RECORD EXCERPTS ▸
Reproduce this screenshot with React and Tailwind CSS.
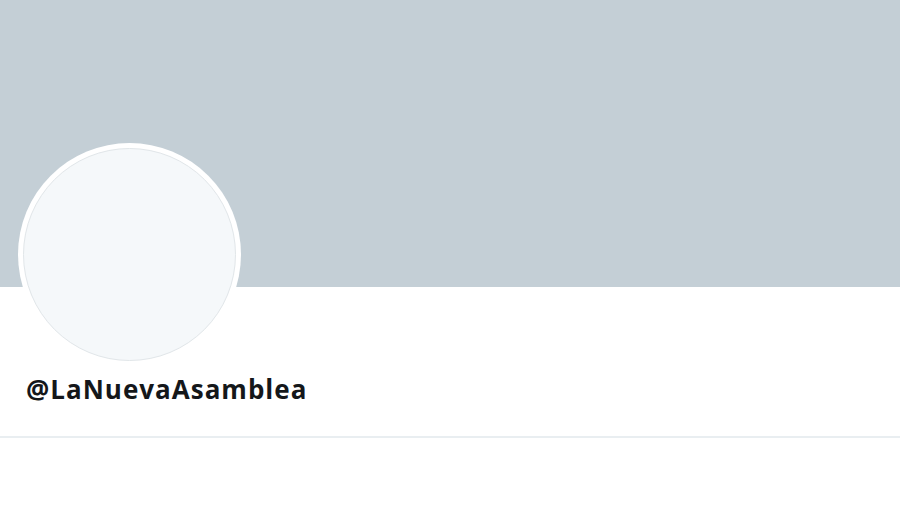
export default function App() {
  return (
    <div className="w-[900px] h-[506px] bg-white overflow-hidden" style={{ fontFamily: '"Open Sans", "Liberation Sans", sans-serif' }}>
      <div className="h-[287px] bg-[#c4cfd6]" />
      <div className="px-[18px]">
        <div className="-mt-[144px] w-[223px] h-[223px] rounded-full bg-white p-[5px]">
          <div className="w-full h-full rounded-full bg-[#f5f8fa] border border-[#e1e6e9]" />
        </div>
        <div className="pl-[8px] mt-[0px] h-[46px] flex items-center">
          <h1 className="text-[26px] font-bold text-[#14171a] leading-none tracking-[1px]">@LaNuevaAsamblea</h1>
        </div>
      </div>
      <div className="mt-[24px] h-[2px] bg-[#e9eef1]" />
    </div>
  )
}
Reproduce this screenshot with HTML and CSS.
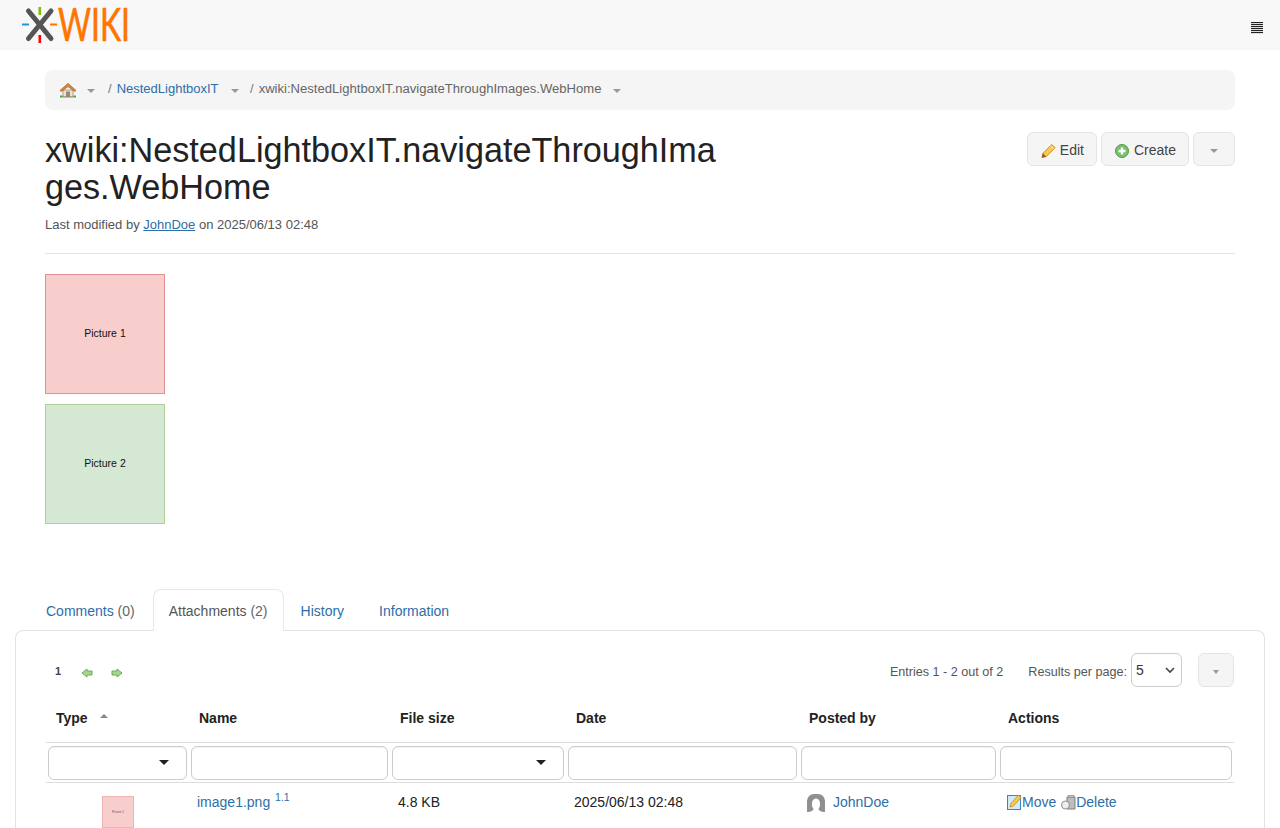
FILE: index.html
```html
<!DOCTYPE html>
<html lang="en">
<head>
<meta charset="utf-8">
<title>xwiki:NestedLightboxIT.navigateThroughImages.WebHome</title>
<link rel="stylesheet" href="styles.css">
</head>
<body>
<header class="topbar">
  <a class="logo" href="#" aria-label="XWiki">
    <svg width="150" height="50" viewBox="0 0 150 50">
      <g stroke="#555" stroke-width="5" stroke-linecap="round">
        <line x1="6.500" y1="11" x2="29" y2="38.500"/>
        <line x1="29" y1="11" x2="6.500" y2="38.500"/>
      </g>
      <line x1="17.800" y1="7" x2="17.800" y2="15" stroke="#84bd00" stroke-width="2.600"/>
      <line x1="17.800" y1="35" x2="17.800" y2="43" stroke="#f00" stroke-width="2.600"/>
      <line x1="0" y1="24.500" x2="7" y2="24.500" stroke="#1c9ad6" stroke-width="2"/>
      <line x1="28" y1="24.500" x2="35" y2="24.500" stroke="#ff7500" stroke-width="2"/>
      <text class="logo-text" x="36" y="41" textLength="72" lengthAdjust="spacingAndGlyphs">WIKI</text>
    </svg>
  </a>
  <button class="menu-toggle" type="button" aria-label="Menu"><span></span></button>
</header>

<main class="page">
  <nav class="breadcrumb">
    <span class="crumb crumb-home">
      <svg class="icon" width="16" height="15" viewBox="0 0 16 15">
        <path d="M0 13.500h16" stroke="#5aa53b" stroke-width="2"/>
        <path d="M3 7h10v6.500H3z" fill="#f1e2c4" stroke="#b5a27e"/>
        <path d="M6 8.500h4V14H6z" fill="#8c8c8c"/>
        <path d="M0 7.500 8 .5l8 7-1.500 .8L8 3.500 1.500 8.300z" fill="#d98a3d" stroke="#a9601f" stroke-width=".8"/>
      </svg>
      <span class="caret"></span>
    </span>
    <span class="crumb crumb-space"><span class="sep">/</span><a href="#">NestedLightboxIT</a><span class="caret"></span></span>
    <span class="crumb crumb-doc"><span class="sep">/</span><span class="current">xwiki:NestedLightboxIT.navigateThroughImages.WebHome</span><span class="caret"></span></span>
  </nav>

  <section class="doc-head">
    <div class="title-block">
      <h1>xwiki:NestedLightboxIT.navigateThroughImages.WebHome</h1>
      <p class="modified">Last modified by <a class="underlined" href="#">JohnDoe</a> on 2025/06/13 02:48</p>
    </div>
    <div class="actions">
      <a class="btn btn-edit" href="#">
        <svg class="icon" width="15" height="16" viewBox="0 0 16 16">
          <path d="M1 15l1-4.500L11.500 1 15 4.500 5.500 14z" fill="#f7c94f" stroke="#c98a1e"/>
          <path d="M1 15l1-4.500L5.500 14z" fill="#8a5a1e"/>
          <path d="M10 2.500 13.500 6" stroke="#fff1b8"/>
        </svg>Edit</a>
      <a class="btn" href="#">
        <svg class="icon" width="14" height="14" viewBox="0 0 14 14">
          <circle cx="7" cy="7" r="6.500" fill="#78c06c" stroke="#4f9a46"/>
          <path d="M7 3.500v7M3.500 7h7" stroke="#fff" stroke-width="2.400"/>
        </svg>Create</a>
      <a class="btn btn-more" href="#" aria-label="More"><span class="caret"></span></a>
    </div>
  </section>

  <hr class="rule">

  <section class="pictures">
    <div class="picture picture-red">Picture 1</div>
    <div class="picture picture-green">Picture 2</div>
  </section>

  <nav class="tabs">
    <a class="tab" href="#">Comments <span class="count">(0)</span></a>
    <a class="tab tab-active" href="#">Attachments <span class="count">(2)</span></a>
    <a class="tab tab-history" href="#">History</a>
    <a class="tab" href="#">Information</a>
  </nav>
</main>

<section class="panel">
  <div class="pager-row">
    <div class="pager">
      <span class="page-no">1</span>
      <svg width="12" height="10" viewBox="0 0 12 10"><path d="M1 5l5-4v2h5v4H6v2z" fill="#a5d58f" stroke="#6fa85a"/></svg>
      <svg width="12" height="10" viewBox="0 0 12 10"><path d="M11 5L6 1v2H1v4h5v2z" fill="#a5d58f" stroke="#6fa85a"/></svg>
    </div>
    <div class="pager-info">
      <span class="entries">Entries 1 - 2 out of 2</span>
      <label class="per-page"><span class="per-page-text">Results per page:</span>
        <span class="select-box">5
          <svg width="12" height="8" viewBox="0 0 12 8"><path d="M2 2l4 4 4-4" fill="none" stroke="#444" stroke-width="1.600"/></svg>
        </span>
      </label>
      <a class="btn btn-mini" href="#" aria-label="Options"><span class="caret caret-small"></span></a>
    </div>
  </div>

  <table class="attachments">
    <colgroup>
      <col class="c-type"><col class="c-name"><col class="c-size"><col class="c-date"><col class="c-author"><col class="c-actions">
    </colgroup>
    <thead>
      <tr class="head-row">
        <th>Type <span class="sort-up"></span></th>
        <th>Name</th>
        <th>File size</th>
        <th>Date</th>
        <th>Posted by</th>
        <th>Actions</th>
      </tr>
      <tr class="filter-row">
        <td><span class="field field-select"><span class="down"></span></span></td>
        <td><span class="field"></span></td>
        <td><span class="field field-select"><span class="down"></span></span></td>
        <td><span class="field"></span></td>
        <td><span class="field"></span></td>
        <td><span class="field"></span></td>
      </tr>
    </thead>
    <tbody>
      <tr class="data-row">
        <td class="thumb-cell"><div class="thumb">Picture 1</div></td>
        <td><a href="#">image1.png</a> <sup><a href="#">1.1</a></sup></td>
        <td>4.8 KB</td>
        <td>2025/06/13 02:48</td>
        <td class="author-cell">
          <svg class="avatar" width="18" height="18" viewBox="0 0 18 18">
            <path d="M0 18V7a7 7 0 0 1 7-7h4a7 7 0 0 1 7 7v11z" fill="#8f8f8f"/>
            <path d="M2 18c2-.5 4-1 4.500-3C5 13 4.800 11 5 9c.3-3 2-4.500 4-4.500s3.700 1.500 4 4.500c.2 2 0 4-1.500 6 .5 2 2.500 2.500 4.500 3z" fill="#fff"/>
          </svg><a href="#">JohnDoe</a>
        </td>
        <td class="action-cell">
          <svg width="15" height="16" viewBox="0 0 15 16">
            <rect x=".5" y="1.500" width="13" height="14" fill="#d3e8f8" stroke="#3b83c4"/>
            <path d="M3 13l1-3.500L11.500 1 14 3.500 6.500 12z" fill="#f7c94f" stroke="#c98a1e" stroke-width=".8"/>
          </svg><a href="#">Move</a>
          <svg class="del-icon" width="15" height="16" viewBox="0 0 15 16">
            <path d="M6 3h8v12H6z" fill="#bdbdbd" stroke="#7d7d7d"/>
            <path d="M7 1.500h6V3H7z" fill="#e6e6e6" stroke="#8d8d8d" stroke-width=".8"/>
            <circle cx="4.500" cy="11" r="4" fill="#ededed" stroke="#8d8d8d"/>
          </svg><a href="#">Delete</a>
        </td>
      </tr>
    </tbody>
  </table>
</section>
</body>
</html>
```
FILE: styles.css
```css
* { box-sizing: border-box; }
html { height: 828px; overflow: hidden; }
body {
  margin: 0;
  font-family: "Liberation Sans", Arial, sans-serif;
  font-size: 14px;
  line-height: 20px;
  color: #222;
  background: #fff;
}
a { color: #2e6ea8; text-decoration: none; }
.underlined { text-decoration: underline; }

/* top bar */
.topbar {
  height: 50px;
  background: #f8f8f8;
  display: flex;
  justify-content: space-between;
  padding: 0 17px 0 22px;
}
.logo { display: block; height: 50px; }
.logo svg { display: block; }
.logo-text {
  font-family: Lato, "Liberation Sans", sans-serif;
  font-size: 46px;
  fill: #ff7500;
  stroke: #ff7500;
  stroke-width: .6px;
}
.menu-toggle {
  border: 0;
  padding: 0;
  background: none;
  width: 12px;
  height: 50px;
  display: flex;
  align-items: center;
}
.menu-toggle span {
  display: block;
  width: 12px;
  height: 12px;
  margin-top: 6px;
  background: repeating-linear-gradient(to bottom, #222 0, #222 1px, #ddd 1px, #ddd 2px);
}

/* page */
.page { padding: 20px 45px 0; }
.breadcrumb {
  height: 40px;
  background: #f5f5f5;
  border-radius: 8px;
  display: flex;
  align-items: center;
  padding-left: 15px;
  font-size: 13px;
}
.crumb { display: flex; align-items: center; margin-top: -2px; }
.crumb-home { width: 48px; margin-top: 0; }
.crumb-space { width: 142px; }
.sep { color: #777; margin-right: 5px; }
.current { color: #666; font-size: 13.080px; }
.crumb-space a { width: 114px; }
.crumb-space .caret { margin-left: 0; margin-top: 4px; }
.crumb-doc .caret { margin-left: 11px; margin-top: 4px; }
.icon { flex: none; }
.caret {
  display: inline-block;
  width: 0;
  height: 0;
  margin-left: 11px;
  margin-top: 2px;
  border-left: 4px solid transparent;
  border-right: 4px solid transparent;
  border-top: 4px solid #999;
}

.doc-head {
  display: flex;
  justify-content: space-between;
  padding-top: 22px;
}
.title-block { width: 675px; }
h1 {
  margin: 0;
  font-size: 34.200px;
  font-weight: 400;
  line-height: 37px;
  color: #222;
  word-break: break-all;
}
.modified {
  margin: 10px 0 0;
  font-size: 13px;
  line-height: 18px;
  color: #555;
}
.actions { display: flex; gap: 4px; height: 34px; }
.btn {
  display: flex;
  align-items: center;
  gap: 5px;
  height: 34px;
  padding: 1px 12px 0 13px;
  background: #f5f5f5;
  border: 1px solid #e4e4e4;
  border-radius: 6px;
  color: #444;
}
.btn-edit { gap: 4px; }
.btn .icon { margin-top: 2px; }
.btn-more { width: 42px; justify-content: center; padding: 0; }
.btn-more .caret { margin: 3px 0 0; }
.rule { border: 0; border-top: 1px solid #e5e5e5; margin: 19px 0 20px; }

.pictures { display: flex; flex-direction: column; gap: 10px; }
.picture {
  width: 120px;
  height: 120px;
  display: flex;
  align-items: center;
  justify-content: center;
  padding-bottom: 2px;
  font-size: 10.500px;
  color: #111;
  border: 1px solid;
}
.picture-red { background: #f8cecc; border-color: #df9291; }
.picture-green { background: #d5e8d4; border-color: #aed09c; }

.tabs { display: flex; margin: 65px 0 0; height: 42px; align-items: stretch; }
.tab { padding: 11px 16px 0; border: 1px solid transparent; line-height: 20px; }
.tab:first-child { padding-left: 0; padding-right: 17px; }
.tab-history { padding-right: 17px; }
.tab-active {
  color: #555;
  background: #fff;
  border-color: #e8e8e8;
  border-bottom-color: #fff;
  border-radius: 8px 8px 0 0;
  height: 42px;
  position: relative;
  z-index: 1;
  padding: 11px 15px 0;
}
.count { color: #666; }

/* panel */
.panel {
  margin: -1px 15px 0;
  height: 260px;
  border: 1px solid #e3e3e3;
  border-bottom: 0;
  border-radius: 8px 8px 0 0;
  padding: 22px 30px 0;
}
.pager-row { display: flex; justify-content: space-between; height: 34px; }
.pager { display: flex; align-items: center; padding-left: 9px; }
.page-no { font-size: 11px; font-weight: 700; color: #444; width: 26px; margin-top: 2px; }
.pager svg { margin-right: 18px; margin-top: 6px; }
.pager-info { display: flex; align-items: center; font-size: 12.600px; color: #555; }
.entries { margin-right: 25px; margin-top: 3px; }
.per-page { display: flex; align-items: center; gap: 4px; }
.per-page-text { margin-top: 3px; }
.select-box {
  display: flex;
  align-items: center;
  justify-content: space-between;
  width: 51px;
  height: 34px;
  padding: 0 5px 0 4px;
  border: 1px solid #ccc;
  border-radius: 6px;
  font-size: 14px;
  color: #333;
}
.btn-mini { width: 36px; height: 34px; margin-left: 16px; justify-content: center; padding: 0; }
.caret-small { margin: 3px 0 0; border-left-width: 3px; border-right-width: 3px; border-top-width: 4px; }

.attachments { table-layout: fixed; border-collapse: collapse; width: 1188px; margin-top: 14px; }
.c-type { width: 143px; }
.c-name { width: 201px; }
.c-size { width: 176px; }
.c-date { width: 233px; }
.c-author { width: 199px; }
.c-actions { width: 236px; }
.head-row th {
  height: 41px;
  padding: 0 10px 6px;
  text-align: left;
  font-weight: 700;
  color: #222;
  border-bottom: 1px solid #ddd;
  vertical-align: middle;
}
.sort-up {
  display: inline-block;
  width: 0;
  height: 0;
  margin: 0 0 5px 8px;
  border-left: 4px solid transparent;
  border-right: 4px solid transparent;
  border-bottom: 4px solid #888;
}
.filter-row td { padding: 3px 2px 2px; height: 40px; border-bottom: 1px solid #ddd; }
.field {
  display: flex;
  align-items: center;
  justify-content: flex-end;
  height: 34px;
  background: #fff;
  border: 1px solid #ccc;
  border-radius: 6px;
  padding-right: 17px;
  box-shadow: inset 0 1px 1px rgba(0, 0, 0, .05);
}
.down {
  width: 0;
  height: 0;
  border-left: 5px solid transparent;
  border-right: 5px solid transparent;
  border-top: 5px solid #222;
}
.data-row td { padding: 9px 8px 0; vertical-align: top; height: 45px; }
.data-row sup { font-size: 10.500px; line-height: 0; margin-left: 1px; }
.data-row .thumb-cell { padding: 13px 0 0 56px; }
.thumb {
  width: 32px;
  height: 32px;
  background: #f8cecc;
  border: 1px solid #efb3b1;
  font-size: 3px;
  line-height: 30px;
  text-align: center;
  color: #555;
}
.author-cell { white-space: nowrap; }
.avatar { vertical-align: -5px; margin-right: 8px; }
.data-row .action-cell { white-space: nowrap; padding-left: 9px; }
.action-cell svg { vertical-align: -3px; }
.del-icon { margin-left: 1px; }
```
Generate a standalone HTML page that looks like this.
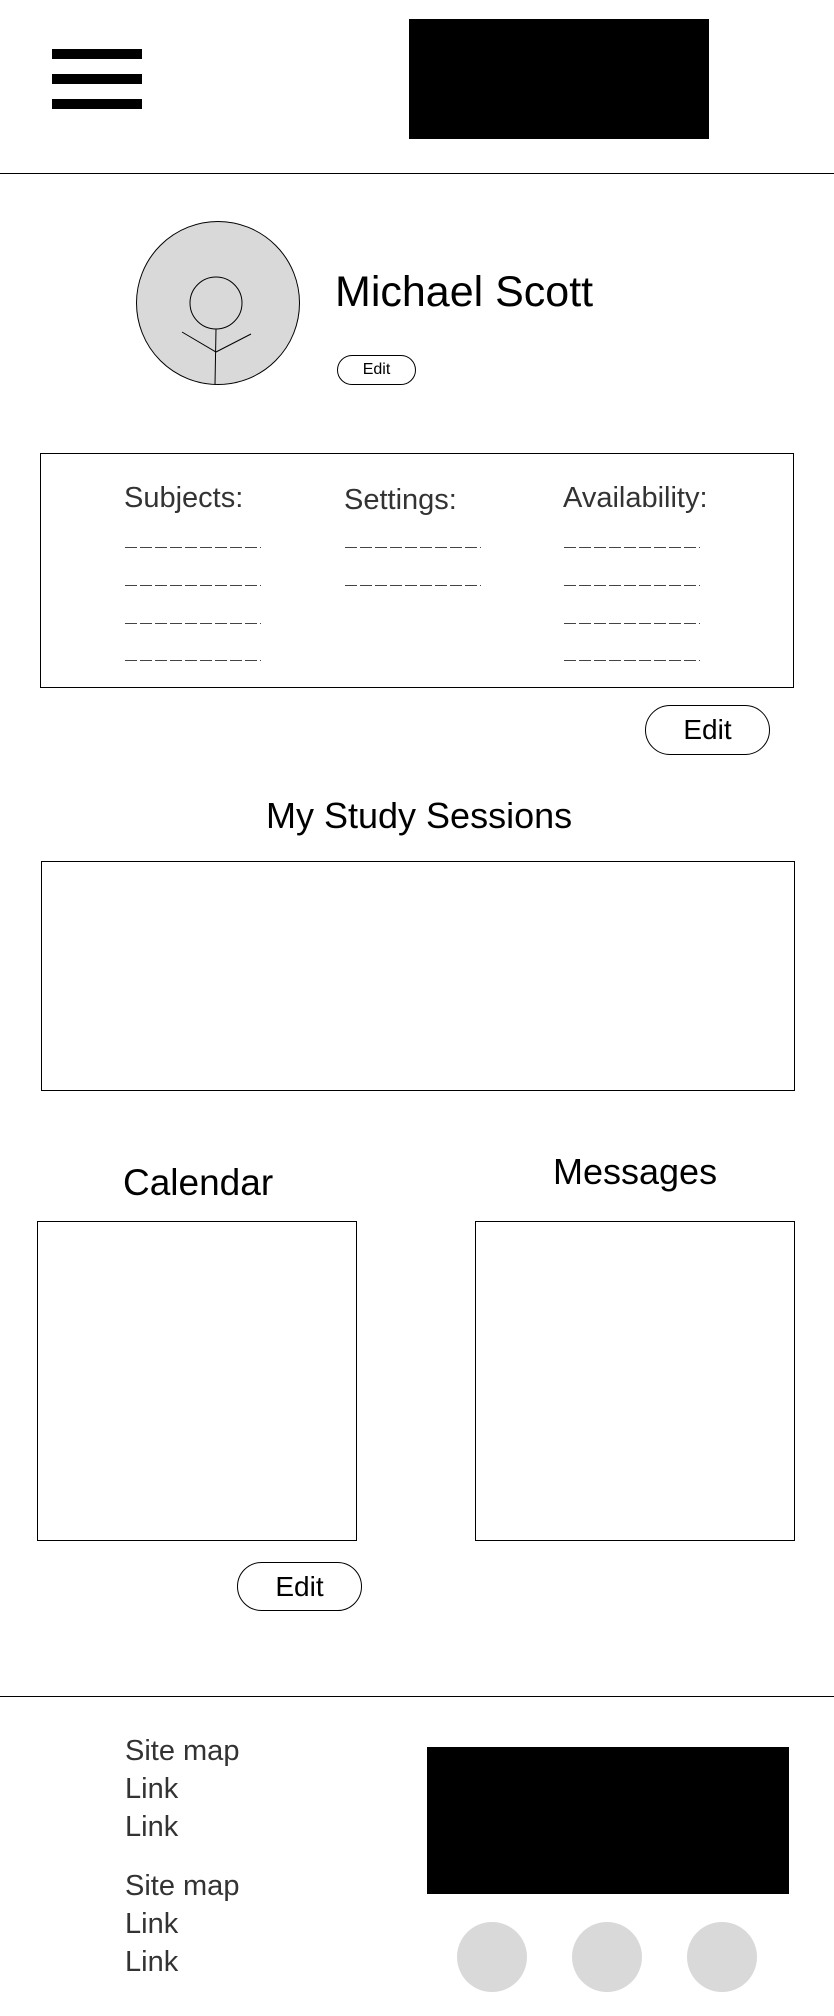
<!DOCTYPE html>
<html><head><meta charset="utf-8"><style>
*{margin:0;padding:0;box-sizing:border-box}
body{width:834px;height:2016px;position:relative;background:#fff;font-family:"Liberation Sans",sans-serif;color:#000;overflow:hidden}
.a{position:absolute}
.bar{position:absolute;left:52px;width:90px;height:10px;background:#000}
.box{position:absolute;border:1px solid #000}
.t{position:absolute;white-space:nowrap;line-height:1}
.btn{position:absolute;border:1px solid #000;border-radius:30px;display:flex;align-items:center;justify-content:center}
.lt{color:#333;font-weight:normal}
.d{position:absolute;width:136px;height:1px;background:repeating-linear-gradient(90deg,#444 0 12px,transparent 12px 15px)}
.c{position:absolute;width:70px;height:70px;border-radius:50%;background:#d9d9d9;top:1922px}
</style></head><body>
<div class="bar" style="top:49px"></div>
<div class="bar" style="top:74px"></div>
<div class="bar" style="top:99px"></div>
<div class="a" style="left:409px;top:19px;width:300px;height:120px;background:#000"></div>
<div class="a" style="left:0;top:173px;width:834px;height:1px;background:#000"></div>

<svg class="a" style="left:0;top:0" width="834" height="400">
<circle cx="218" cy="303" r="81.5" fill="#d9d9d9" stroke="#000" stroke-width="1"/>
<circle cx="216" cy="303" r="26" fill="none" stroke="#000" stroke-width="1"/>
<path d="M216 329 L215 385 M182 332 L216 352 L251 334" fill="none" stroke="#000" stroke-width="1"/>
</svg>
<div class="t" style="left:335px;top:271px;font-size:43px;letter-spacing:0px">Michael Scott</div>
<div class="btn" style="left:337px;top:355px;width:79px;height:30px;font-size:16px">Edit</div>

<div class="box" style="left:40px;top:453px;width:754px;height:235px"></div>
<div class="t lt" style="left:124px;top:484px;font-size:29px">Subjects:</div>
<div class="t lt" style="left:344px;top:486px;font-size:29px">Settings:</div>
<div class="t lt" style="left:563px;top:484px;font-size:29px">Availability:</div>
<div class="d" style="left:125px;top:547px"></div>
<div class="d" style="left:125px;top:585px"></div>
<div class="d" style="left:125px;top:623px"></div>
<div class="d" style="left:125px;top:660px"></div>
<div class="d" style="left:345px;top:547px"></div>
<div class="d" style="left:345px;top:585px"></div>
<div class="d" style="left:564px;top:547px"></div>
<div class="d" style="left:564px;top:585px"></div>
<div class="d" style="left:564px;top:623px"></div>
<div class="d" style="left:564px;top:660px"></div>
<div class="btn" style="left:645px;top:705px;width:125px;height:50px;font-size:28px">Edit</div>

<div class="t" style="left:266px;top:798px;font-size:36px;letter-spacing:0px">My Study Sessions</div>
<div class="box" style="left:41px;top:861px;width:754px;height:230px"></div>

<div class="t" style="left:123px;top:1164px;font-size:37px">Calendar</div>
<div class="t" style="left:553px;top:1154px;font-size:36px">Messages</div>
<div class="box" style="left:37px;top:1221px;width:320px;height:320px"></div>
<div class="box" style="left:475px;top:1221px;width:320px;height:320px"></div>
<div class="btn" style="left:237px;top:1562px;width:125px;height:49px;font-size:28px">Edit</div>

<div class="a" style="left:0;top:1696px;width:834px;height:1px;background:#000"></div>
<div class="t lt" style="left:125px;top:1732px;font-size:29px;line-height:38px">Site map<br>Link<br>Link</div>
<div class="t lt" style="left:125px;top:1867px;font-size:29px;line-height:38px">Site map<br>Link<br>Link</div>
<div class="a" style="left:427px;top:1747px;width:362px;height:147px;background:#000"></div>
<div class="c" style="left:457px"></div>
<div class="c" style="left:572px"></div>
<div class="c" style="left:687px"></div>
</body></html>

DIRECTIVE ▸ Copy each line of the listing in which the word "with" can be found.

RESULT OF THIS EXERCISE ▸
Reproduce this screenshot with React and Tailwind CSS.
Reproduce this screenshot with HTML and CSS.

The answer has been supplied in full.